Competitive Landscape
Competes with other large-scale forging players in India and globally, with competition intensifying in the machined components and EV parts segments.
Competitive Moat
Moat is built on 20+ year relationships with major OEMs, established engineering capabilities, and a 6,000-ton heavy press capacity which acts as a barrier to entry for smaller players.
Macro Economic Sensitivity
Highly sensitive to the cyclicality of the automotive industry, particularly the Commercial Vehicle cycle which dictates 75% of demand.
Consumer Behavior
Shift toward EVs is the primary consumer-led trend affecting long-term demand for traditional powertrain forgings.
Geopolitical Risks
Exposure to global markets makes the company vulnerable to trade barriers and economic shifts in the US and Europe, affecting the export-heavy forging business.
Regulatory & Governance
Industry Regulations
Operations are subject to environmental pollution norms and automotive manufacturing standards; the company maintains a Code of Conduct covering ethics, bribery, and corruption.
Environmental Compliance
The company uses biofuels and recycled water. ESG initiatives include scientific tree plantation and regenerative combustion technology to reduce atmospheric pollution.
Legal Contingencies
No complaints received regarding ethics, bribery, or corruption during the review period; specific court case values are not disclosed.
Risk Analysis
Key Uncertainties
The primary uncertainty is the timing of the Class VIII truck market rebound (expected June 2026) and the successful integration of the INR 1,260 Cr debt-funded capex.

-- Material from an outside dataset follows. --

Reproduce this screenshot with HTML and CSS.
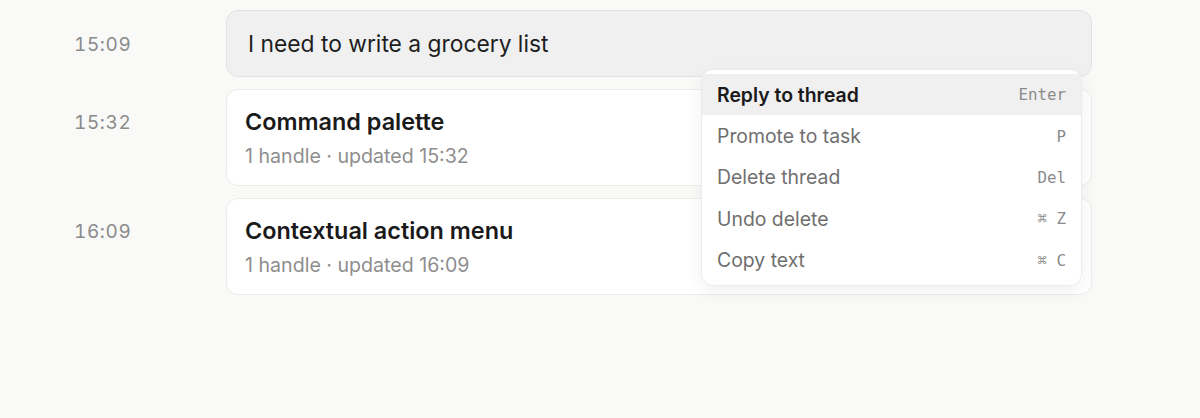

Geographic Concentration Risk
Significant exposure to the North American market for exports and the Indian market for domestic CV sales.
Third Party Dependencies
High dependency on the automotive OEM sector, which accounts for the vast majority of revenue.
Technology Obsolescence Risk
Risk of internal combustion engine (ICE) component obsolescence is being mitigated by a INR 125 Cr investment in EV business expansion.
Credit & Counterparty Risk
Liquidity is adequate with INR 204 Cr in liquid investments and cash as of March 2023, providing a buffer against counterparty delays.